Reuters poll sees Bank of England holding rates in June as economists split on year-ahead path

    by VT Markets
    /
    Jun 12, 2026

    A Reuters poll published on Friday showed economists expect the Bank of England to hold the Bank Rate at 3.75% at its 18 June meeting, based on a survey of 65 economists. Expectations beyond June were split: 40% forecast at least one rise later in the year, while six anticipated a cut. On prices, the poll put inflation peaking at 3.6% this year, which would be close to double the Bank’s 2% target, before easing to 2.6% in 2027. Growth was seen at 1% this year, up from 0.8% in May’s poll, and then 1.1% next year.

    The BoE sets monetary policy for the UK with a mandate for price stability at 2% inflation, chiefly by adjusting base lending rates that shape borrowing costs across the economy and influence Pound Sterling (GBP). When inflation runs above target, raising rates tightens credit conditions and tends to support GBP; when inflation is below target, rate cuts can be considered to stimulate borrowing and typically weigh on the currency. In stressed markets, Quantitative Easing (QE) uses money creation to buy government or AAA-rated corporate bonds, generally weakening GBP, while Quantitative Tightening (QT) reverses that by halting additional purchases and reinvestment, which is usually supportive for Sterling.

    Expectations for the June Meeting and Market Positioning

    With the Bank of England meeting approaching on June 18, we see the consensus is for rates to be held at 3.75%. This expectation is likely already priced into the Pound, so the decision itself may not cause a major move. Our focus should be on the forward guidance and the tone of the meeting minutes for any hints of future policy.

    The split among economists, with a significant 40% expecting a rate hike later this year, signals underlying market uncertainty. This creates a potential for increased volatility, so we are looking at options strategies that could benefit from a sharp price swing, regardless of direction. We believe implied volatility in GBP currency pairs will likely rise as the meeting date gets closer.

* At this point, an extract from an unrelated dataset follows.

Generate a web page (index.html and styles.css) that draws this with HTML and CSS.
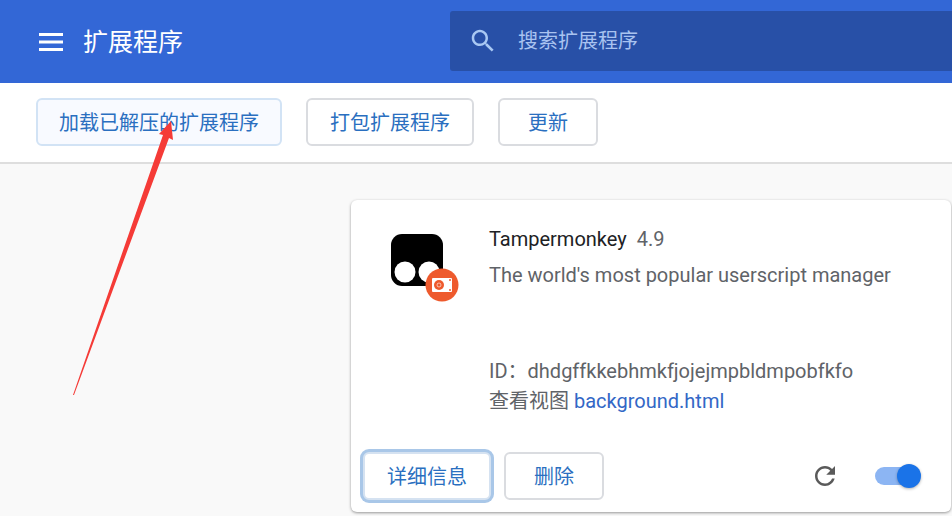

    Inflation, Growth Outlook, and Potential Policy Signals

    The projection that inflation will peak at 3.6% this year seems plausible, especially when we consider that core inflation has remained sticky. For context, while the headline CPI rate recently fell to 2.3% in April 2024, persistent service sector inflation has been a key concern for policymakers. This underlying pressure supports the case for the Bank remaining hawkish for longer than the market anticipates.

    Economic growth forecasts have also been revised upwards, a view supported by recent data showing the UK economy grew by 0.6% in the first quarter of 2024, officially exiting a shallow recession. This economic resilience gives the Bank of England more room to keep interest rates higher to fight inflation without choking off growth. This environment is broadly supportive for Sterling against currencies with a more dovish central bank.

    Historically, even during periods of on-hold decisions, the Pound has reacted strongly to the vote split and the language used by the Governor. We recall instances in the 2017-2018 cycle where a hawkish hold, signaling future tightening, caused a significant rally in GBP/USD. We will be watching the vote count closely; any increase in members voting for a hike would be a very bullish signal.